Chiapa de Corzo is a small city and municipality situated in the west-central part of the Mexican state of Chiapas. Located in the Grijalva River valley of the Chiapas highlands, Chiapa de Corzo lies some 15 km (9.3 mi) to the east of the state capital, Tuxtla Gutiérrez.
The Fiesta Grande de Enero (Great January Feast) takes place from 4 to 23 January every year in Chiapa de Corzo, to honor local patron saints Our Lord of Esquipulas, Anthony the Great and Saint Sebastian. The festival has been included in UNESCO’s Intangible Cultural Heritage Lists on November 16, 2010, listed as “Parachicos in the traditional January feast of Chiapa de Corzo”.
On 8 January, the Fiesta Grande is announced and the first of the dances, by dancers called “Chuntá,” is performed.
Who are the Chuntá?
The Chuntá is a traditional female character that is reenacted every year by thousands of men (and some women) during a celebration known as the Fiesta Grande in the town of Chiapa de Corzo, Chiapas, Mexico.
What are the Chuntá’s origins?
There are two main explanations about the origins of the Chuntá: one is a local legend, the other is a hypothesis about the indigenous roots of the practice.
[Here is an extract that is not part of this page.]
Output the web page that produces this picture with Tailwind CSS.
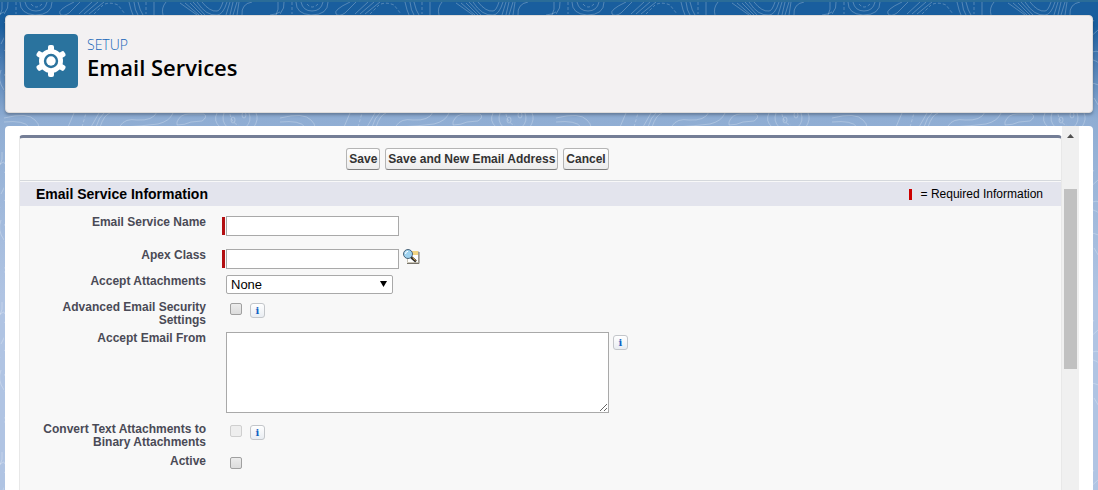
<!DOCTYPE html>
<html lang="en">
<head>
    <meta charset="UTF-8">
    <meta name="viewport" content="width=device-width, initial-scale=1.0">
    <title>Email Services - Setup</title>
    <script src="https://cdn.jsdelivr.net/npm/@tailwindcss/browser@4"></script>
</head>
<body class="font-['Liberation_Sans',sans-serif] text-black">
    <div class="relative isolate flex min-h-screen flex-col gap-[13px] border-t-2 border-[#2a6c98] bg-linear-to-b from-[#195e9e] from-5% via-[#8fadd3] via-24% to-[#b0c4e3] to-60% px-[5px] pt-[13px]">
        <!-- Contour line background -->
        <svg class="absolute inset-0 -z-10 h-full w-full" aria-hidden="true">
            <defs>
                <pattern id="contours" x="280" y="-2" width="276" height="150" patternUnits="userSpaceOnUse">
                    <g fill="none" stroke="#ffffff" stroke-opacity=".25" stroke-width="1">
                        <path d="M4 2q1 6-4 12M16 2q0 12 15 13q17 0 17-13M21 2q2 9 11 9t11-9" />
                        <path d="M27 4q5 6 11 0M12 2v12M101 4q6-2 13 1l7 9M90 14l9-9M142 2v12" stroke-dasharray="3 2" />
                        <path d="M70 2q-17 8-14 12q3 3 9-1l11-11M75 14l13-12M80 14l14-12M85 14l15-12M125 2q2 9 4 13M130 2q1 9 4 13M134 2q2 9 5 13M150 2v13M162 2q-5 6-3 13" />
                        <path d="M176 3l17 12M181 3l14 12M186 3l12 12M189 2l12 13M193 2q9 14 20 13q6 0 10-13M198 2q8 10 15 9q3 0 6-9M222 15l4-13M226 15l3-13M229 15l4-13M233 15l2-13M238 15q-1-11 10-13M266 15q14-1 17-13M274 2q1 8-2 13" />
                        <path d="M0 118q24-6 31 2q4 4 4 7M0 122q20-2 25 5M64 127l6-14M87 127l8-14M92 127q3-10 8-14M96 127q4-12 10-14M116 126q5-8 17-6q16 1 20-8M120 127q18-1 34-3q12-3 15-11M173 122q3-8 12-8h15q4 3-2 7l-11 1q-6 3-14 3zM213 113q-4 8 3 14M220 113q-3 8 3 14M245 113q3 8-3 14M252 113q3 6-2 14" />
                        <path d="M78 127l4-14M226 114q2 10 9 11" stroke-dasharray="3 2" />
                        <ellipse cx="229" cy="120" rx="2" ry="3" />
                        <ellipse cx="240" cy="115" rx="2" ry="3" />
                        <path d="M257 16l-12 14M262 20l-9 12M266 30l-12 11M260 52q9-3 12 6M261 60q10 2 8 14M256 84q14-3 14 10M262 98l6 10M0 22q9 4 3 15M0 50q7 4 2 14M0 74q7 9 1 18M273 44l4-8M273 70q-4 10 3 20" />
                    </g>
                </pattern>
            </defs>
            <rect width="100%" height="100%" fill="url(#contours)" />
        </svg>

        <!-- Page header -->
        <header class="flex h-[98px] items-start gap-[9px] rounded border border-[#dddbda] bg-[#f3f1f2] px-[18px] py-[18px] shadow-[0_2px_3px_rgba(0,0,0,0.25)]">
            <span class="flex size-[54px] shrink-0 items-center justify-center rounded bg-[#2a739e]">
                <svg class="size-8" viewBox="-16 -16 32 32" aria-hidden="true">
                    <g fill="#ffffff">
                        <circle r="12" />
                        <rect x="-3" y="-16" width="6" height="32" rx="2" />
                        <rect x="-3" y="-16" width="6" height="32" rx="2" transform="rotate(60)" />
                        <rect x="-3" y="-16" width="6" height="32" rx="2" transform="rotate(120)" />
                    </g>
                    <circle r="7.2" fill="#2a739e" />
                    <circle r="4.7" fill="#ffffff" />
                </svg>
            </span>
            <div class="pt-[2px] font-['Open_Sans',sans-serif]">
                <p class="text-sm leading-[18px] font-light text-[#1565b8]">SETUP</p>
                <h1 class="text-[22px] leading-[26px] font-semibold">Email Services</h1>
            </div>
        </header>

        <main class="flex grow rounded-t bg-white pr-[14px] pl-[14px]">
            <form class="mt-[9px] grow rounded-t border-x border-t-3 border-x-[#e8e8e8] border-t-[#747e96] bg-[#f8f8f8]">
                <div class="flex h-[43px] items-center justify-center gap-[5px] border-b border-[#d5d8dc] pr-[126px] text-xs font-bold text-[#333333]">
                    <button type="button" class="h-[22px] rounded-[3px] border border-[#b5b5b5] border-b-[#7f7f7f] bg-linear-to-b from-white to-[#ececec] px-[2px]">Save</button>
                    <button type="button" class="h-[22px] rounded-[3px] border border-[#b5b5b5] border-b-[#7f7f7f] bg-linear-to-b from-white to-[#ececec] px-[2px]">Save and New Email Address</button>
                    <button type="button" class="h-[22px] rounded-[3px] border border-[#b5b5b5] border-b-[#7f7f7f] bg-linear-to-b from-white to-[#ececec] px-[2px]">Cancel</button>
                </div>

                <div class="mt-px flex h-6 items-center justify-between bg-[#e3e4ed] pr-[18px] pl-4">
                    <h2 class="text-sm font-bold">Email Service Information</h2>
                    <p class="flex items-center gap-[9px] text-xs"><span class="h-[11px] w-[3px] bg-[#c00]"></span>= Required Information</p>
                </div>

                <div class="pt-[10px] text-xs leading-[13px]">
                    <div class="mb-[13px] flex gap-4">
                        <label for="service-name" class="w-[186px] text-right font-bold text-[#4a4a56]">Email Service Name</label>
                        <div class="flex gap-px">
                            <span class="mt-px h-[18px] w-[3px] bg-[#b30f12]"></span>
                            <input id="service-name" type="text" required class="h-5 w-[173px] border border-[#a9a9a9] bg-white px-1">
                        </div>
                    </div>
                    <div class="mb-[6px] flex gap-4">
                        <label for="apex-class" class="w-[186px] text-right font-bold text-[#4a4a56]">Apex Class</label>
                        <div class="flex gap-px">
                            <span class="mt-px h-[18px] w-[3px] bg-[#b30f12]"></span>
                            <input id="apex-class" type="text" required class="h-5 w-[173px] border border-[#a9a9a9] bg-white px-1">
                            <a href="#" class="ml-[3px] h-4" aria-label="Apex Class Lookup">
                                <svg class="size-[17px]" viewBox="0 0 17 17">
                                    <path d="M4.500 2.500h11v11h-11z" fill="#ffffff" stroke="#c9c4b4" />
                                    <path d="M8 2h7v4H8z" fill="#f3d583" />
                                    <path d="M4 14.500h12V3" fill="none" stroke="#77736a" />
                                    <path d="M8 8l5 4.500" stroke="#2b2b2b" stroke-width="2.500" />
                                    <path d="M9.500 8.700l3 2.800" stroke="#e0aa45" />
                                    <circle cx="5" cy="5" r="4.500" fill="#9fd2ef" stroke="#4a6378" />
                                    <path d="M2.500 5q0-2.500 2.500-2.700" fill="none" stroke="#ffffff" />
                                </svg>
                            </a>
                        </div>
                    </div>
                    <div class="mb-[7px] flex gap-5">
                        <label for="accept-attachments" class="w-[186px] text-right font-bold text-[#4a4a56]">Accept Attachments</label>
                        <div class="relative">
                            <select id="accept-attachments" class="block h-[19px] w-[167px] appearance-none rounded-xs border border-[#a9a9a9] bg-white pl-1 text-[13px] leading-4">
                                <option>None</option>
                            </select>
                            <svg class="pointer-events-none absolute top-[6px] right-[6px] h-[6px] w-[7px]" viewBox="0 0 7 6" aria-hidden="true"><path d="M0 0h7L3.500 6z" /></svg>
                        </div>
                    </div>
                    <div class="mb-[5px] flex gap-6">
                        <label for="security" class="w-[186px] text-right font-bold text-[#4a4a56]">Advanced Email Security<br>Settings</label>
                        <div class="flex gap-2 pt-[2px]">
                            <input id="security" type="checkbox" class="size-3 appearance-none rounded-[2px] border border-[#a0a0a0] bg-linear-to-b from-[#ececec] to-[#dcdcdc]">
                            <button type="button" class="h-[15px] w-[15px] rounded-[3px] border border-[#c3c6ca] bg-linear-to-b from-white to-[#e9edf2] font-['DejaVu_Serif',serif] text-[10px] leading-[13px] font-bold text-[#0f62c4]">i</button>
                        </div>
                    </div>
                    <div class="mb-[10px] flex gap-5">
                        <label for="accept-from" class="w-[186px] text-right font-bold text-[#4a4a56]">Accept Email From</label>
                        <div class="flex gap-1">
                            <textarea id="accept-from" class="block h-[81px] w-[383px] border border-[#a9a9a9] bg-white"></textarea>
                            <button type="button" class="mt-[3px] h-[15px] w-[15px] rounded-[3px] border border-[#c3c6ca] bg-linear-to-b from-white to-[#e9edf2] font-['DejaVu_Serif',serif] text-[10px] leading-[13px] font-bold text-[#0f62c4]">i</button>
                        </div>
                    </div>
                    <div class="mb-[6px] flex gap-6">
                        <label for="convert" class="w-[186px] text-right font-bold text-[#4a4a56]">Convert Text Attachments to<br>Binary Attachments</label>
                        <div class="flex gap-2 pt-[2px]">
                            <input id="convert" type="checkbox" disabled class="size-3 appearance-none rounded-[2px] border border-[#cfcfcf] bg-[#eeeeee]">
                            <button type="button" class="h-[15px] w-[15px] rounded-[3px] border border-[#c3c6ca] bg-linear-to-b from-white to-[#e9edf2] font-['DejaVu_Serif',serif] text-[10px] leading-[13px] font-bold text-[#0f62c4]">i</button>
                        </div>
                    </div>
                    <div class="flex gap-6">
                        <label for="active" class="w-[186px] text-right font-bold text-[#4a4a56]">Active</label>
                        <div class="pt-[2px]">
                            <input id="active" type="checkbox" class="block size-3 appearance-none rounded-[2px] border border-[#a0a0a0] bg-linear-to-b from-[#ececec] to-[#dcdcdc]">
                        </div>
                    </div>
                </div>
            </form>

            <!-- Scroll bar -->
            <div class="flex w-[17px] shrink-0 flex-col items-center bg-[#f0f0f0] pt-2">
                <svg class="h-1 w-[7px]" viewBox="0 0 7 4" aria-hidden="true"><path d="M0 4h7L3.500 0z" fill="#505050" /></svg>
                <div class="mt-[51px] h-[180px] w-[13px] bg-[#c1c1c1]"></div>
            </div>
        </main>
    </div>
</body>
</html>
According to legend, the Chuntá represent the indigenous servants of a Spanish woman, Maria de Angulo. The legend has it that in the 1700s, Maria de Angulo traveled to Chiapas with her sick son, and after a local healer cured him, she threw a huge celebration to thank the town, which was facing a famine. The Chuntá announce the beginning of the celebration, known as the Fiesta Grande, by dancing through the streets, handing out food to local spectators.
The contemporary Fiesta Grande is celebrated from January 8th-23rd in honor of Saint Sebastian. As in other parts of Latin America, the Catholic church often superimposed saints onto preexisting pagan deities. Some scholars and local historians believe that the origins of the Chuntá are connected to precolonial indigenous celebrations in honor of their calendar’s New Year, and that the cross-dressing Chuntá figure was part of the symbolism of a time of year when rules could be broken and roles reversed.
What does Chuntá mean?
The word “Chunta” (pronounced choon-tah) is reportedly from the indigenous Chiapaneca language. Most claim that it means “servant.” Others sources claim that the name comes from the word shaunta, which translates roughly to “dressed backwards,” possibly a reference to the tradition of men dressing as women. The word “Chuntá” is generally used for both the both singular and plural; variations include “Chuntás,” “Chuntae,” and “Chuntaes.”
Are the Chuntá men or women? Gay or straight?
One cannot know a chuntá’s gender identity or sexual orientation just by looking at them. During the festival, people with diverse identities dress in similar costumes, and it becomes particularly important not to make assumptions.
Traditionally, the Chuntá have been represented by straight men dressed as women. Today, thousands of people dance as Chuntá, and they may be of any gender and any sexual orientation. This includes men, women, boys, and girls; straight, gay, bisexual, asexual, and questioning people; transgender and cis people, as well as and people who identify outside of the gender binary.
The Chuntá is not an identity, it is a symbolic character that is part of Chiapa de Corzo’s annual celebration. People dress as the Chuntá only during the festival, not as part of their daily lives. In this way, it differs from the Muxe in Oaxaca or other third genders in cultures around the world.